Here’s another example:  We did a mail server upgrade about six months ago and everything worked as far as we could tell.  What we didn’t know was that some things were not working but no one noticed because mail was getting through.  When we did notice something not correct (a remote monitoring system) and fixed the cause, it led us to another item, and so on and so on.  Now, not everything was broken at the same time.  In a few cases, the fix of one item actually broke something else.  What’s funny is that if we didn’t correct the monitoring issue, everything would have still worked.  It was a fix that caused all the other problems.  In other words, one misconfiguration proved to be a correct configuration for other misconfigured items.  In this case, multiple wrongs did make a right.  Go Figure.
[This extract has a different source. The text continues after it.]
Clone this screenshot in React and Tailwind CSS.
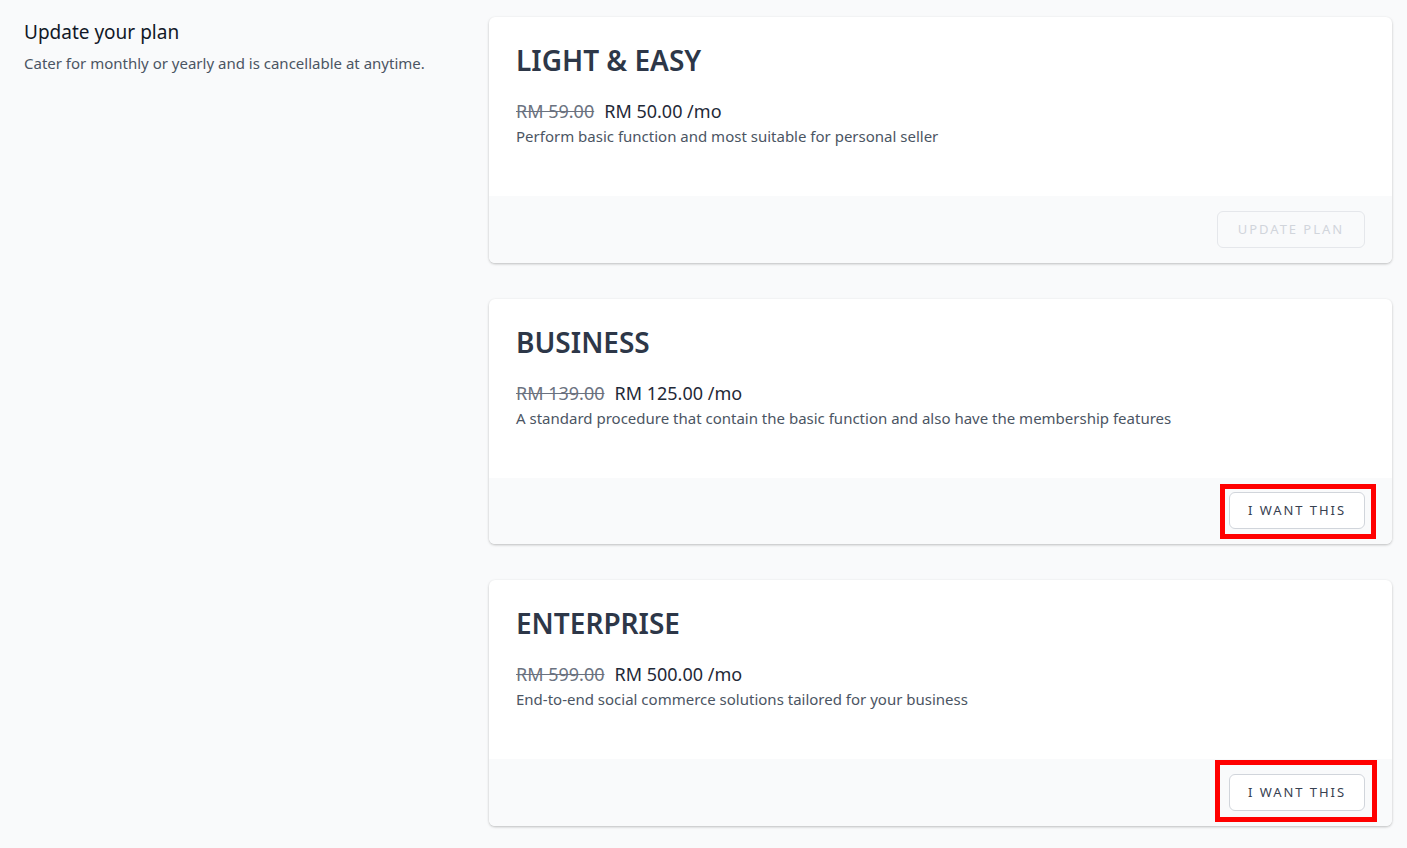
import React from 'react';

const plans = [
  {
    name: 'LIGHT & EASY',
    oldPrice: 'RM 59.00',
    price: 'RM 50.00 /mo',
    desc: 'Perform basic function and most suitable for personal seller',
    current: true,
  },
  {
    name: 'BUSINESS',
    oldPrice: 'RM 139.00',
    price: 'RM 125.00 /mo',
    desc: 'A standard procedure that contain the basic function and also have the membership features',
    mark: 'left-[731px] top-[185px] w-[156px] h-[55px]',
  },
  {
    name: 'ENTERPRISE',
    oldPrice: 'RM 599.00',
    price: 'RM 500.00 /mo',
    desc: 'End-to-end social commerce solutions tailored for your business',
    mark: 'left-[726px] top-[180px] w-[162px] h-[62px]',
  },
];

const PlanCard = ({ plan }) => {
  return (
    <div className="relative bg-white rounded-md shadow-[0_1px_3px_rgba(0,0,0,0.18),0_1px_2px_rgba(0,0,0,0.08)]">
      {/* Body */}
      <div className="h-[179px] px-[27px] pt-[25px]">
        <h2 className="text-[28px] leading-[36px] font-semibold text-[#2d3748]">{plan.name}</h2>
        <div className="mt-[21px] flex items-baseline gap-[10px] text-[18px] leading-[24px]">
          <span className="line-through text-[#6b7280]">{plan.oldPrice}</span>
          <span className="text-[#1f2937]">{plan.price}</span>
        </div>
        <p className="mt-[2px] text-[15px] leading-[22px] text-[#4b5563]">{plan.desc}</p>
      </div>

      {/* Footer */}
      <div className="h-[66.5px] bg-[#f9fafb] rounded-b-md flex items-center justify-end pr-[27px]">
        {plan.current ? (
          <button
            disabled
            className="h-[37px] px-[20px] rounded-md border border-[#e5e7eb] bg-[#f9fafb] text-[13px] tracking-[0.15em] text-[#d1d5db]"
          >
            UPDATE PLAN
          </button>
        ) : (
          <button className="h-[37px] px-[18px] rounded-md border border-[#d1d5db] bg-white text-[13px] tracking-[0.15em] text-[#374151]">
            I WANT THIS
          </button>
        )}
      </div>

      {plan.mark && (
        <div className={`absolute border-[5px] border-[#ff0000] pointer-events-none ${plan.mark}`}></div>
      )}
    </div>
  );
};

const App = () => {
  return (
    <div
      className="min-h-screen bg-[#f9fafb] pl-6 pr-[15px] pt-[17px] pb-[23px] flex gap-6"
      style={{ fontFamily: '"Noto Sans", "Open Sans", sans-serif' }}
    >
      {/* Left description */}
      <div className="w-[441px] shrink-0">
        <h3 className="text-[19px] leading-[30px] text-[#111827]">Update your plan</h3>
        <p className="mt-[5px] text-[15px] leading-[22px] text-[#4b5563]">
          Cater for monthly or yearly and is cancellable at anytime.
        </p>
      </div>

      {/* Plans */}
      <div className="flex-1 flex flex-col gap-9">
        {plans.map((plan) => (
          <PlanCard key={plan.name} plan={plan} />
        ))}
      </div>
    </div>
  );
};

export default App;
My manager has a saying for this: “If you are going to miss, miss by enough”.


I’ve also noticed that I sometimes don’t understand concepts when I think I do.  As part of our migration to UCS, we are also upgrading from ESX3.5 to vSphere.   Since I am new to vSphere, I did pretty much what every SysAdmin does: click all the buttons/links.  One of those buttons is the “Advanced Runtime Info” link that is part of the VMware HA portion of the main Virtual Center screen.

This link brings up info on slot sizes and usage.  You would think that numbers would add up, but clearly they don’t.

How does 268 -12 = 122?  I’m either obviously math challenged or I really need to go back and re-read the concept of Slots.